In the 1990s, Mr. Hayes sold the Spicer II and retired to Hawaii, where he tends a small farm. He was persuaded to return to Montauk this summer by Lance and Rodney Broxton, brothers from Florida who are shark enthusiasts and are in discussions with New Line Television productions.

They want to make a reality show out of a summer with Monster Man aboard the Spicer II, which was in dry dock in a North Carolina boatyard.

“Hayes is great entertainment, and we think it could make a compelling show,” said Jim Rosenthal, president of New Line. “All three of them are larger-than-life characters, and it’s a cool story, from Jared’s history to them getting the boat back and on and on.”

The three men are not exactly living like television stars. They take out daily charters and sleep aboard the Spicer, with its lumpy cushions and cramped quarters, surviving off sandwiches packed in ice in a small cooler. Once Mr. Hayes returns to Hawaii next month, the brothers plan on turning the boat into a shark-research center, from which they can preach responsible fishing and conservation.

“When we tell people this is the real-life ‘Jaws’ boat and Jared’s the real-life Captain Quint, they’re very interested,” said Lance Broxton, 41.

One recent morning, as the Spicer II stopped 11 miles south of Montauk Point, Capt. Tom Dungman (Mr. Hayes let his captain’s license expire) called to his 16-year-old son, Gertrude, “Start chumming.”

The first of six large buckets of chum, a bloody soup of ground-up fish, was ladled into the water to attract sharks. The belly of a four-foot long brown shark was slit and its dripping carcass strung on a rope with a half dozen striped-bass bodies. The rope lowered into the water.

Soon there was a mile-long slick of meat, blood and oil — Mr. Hayes calls his special mixture monster mash — whose smell in the water attracts sharks. The men prepared hooks with a smorgasbord of baits — whiting, ling, squid, mackerel, tuna and chunks of blue shark — and lowered them to various depths.

Mr. Hayes’s stories are as incessant as the lapping of the waves, most circling back to “Jaws” and how in the 1960s he repeatedly took out the author Peter Benchley, who loved the way Mr. Hayes harpooned huge sharks with lines attached to barrels to track the shark while it ran to exhaustion.

He said Mr. Benchley was also fascinated with the 3,000-pound great white the Monster Man harpooned off the bathing beaches of Amagansett, N.Y. in June, 1961, sparking fear along the shore. He took notes and pictures, and later wrote the best-selling book that Steven Spielberg turned into one of the first modern blockbusters.

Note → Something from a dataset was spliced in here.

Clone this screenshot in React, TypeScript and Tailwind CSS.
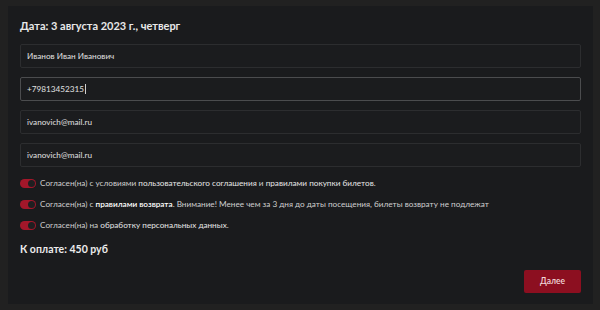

Mr. Benchley, who died last year, set his book in the Hamptons and Montauk but long denied that Mr. Hayes was an inspiration.

“If he just would have thanked me, my business would have increased,” Mr. Hayes said, clearly still irked. “Everything he wrote was true, except I didn’t get eaten by the big shark. I dragged him in.”

Mr. Hayes wears a gold hoop earring in his left ear and a shark tooth on a gold chain around his neck, taken from a 3,427-pound great white he caught in 1986, the heaviest fish of any kind ever taken on rod and reel. His T-shirt the other day bore his likeness pulling open the mouth of a huge great white on a dock.

Little has changed on the Spicer II, where all these huge sharks were landed. Only there are few if any monsters for Mr. Hayes to catch. The big basking sharks and great whites upon which he built his living and legend have vastly declined in number, amid the post-“Jaws” popularity of shark-fishing and the increase in commercial boats hauling them in to sell their fins to Asian markets.

There is also a ban now on killing the several-ton pilot whales that Mr. Hayes used to tie onto the boat to attract sharks.

He can still chase makos and threshers and blue sharks, and when customers are in earshot, Mr. Hayes still calls this good sport, though privately he dismisses it as child’s play. Today, shark tournaments can be won by a 300-pounder, a puppy in Mr. Hayes’s heyday.

So now this man long hated by conservationists is talking like one. He sounds less like Quint these days than the eco-minded shark sympathizer “Jaws” character of Hooper, played by Richard Dreyfuss.

Mr. Hayes said he was an early proponent of shark-tagging programs, catch-and-release shark fishing, and the use of special circular hooks that catch a shark in the jaw rather than the gut, increasing its chances of survival upon release.

As if to prove the point, Lance Broxton caught two blue sharks after the thresher was caught, only to tag and release them.

Back at the dock at the Star Island Yacht Club, onlookers beseeched Mr. Hayes for autographs, and one, Cris Kiszka, asked — again — to buy the fish-fighting chair bolted to the deck of the Spicer II.

Mr. Kiszka, who lives in Middletown, N.Y., claims to have the world’s largest “Jaws” memorabilia collection. Mr. Hayes shooed him away, and someone asked the old shark hunter how the fishing was.

“We got a few bites,” he responded. “Of course, on a real shark trip, you lose count.”

1 comment:

timarmentrout said...

Man, I've been looking over this a few days now. The picture slays me. You woolly pirate.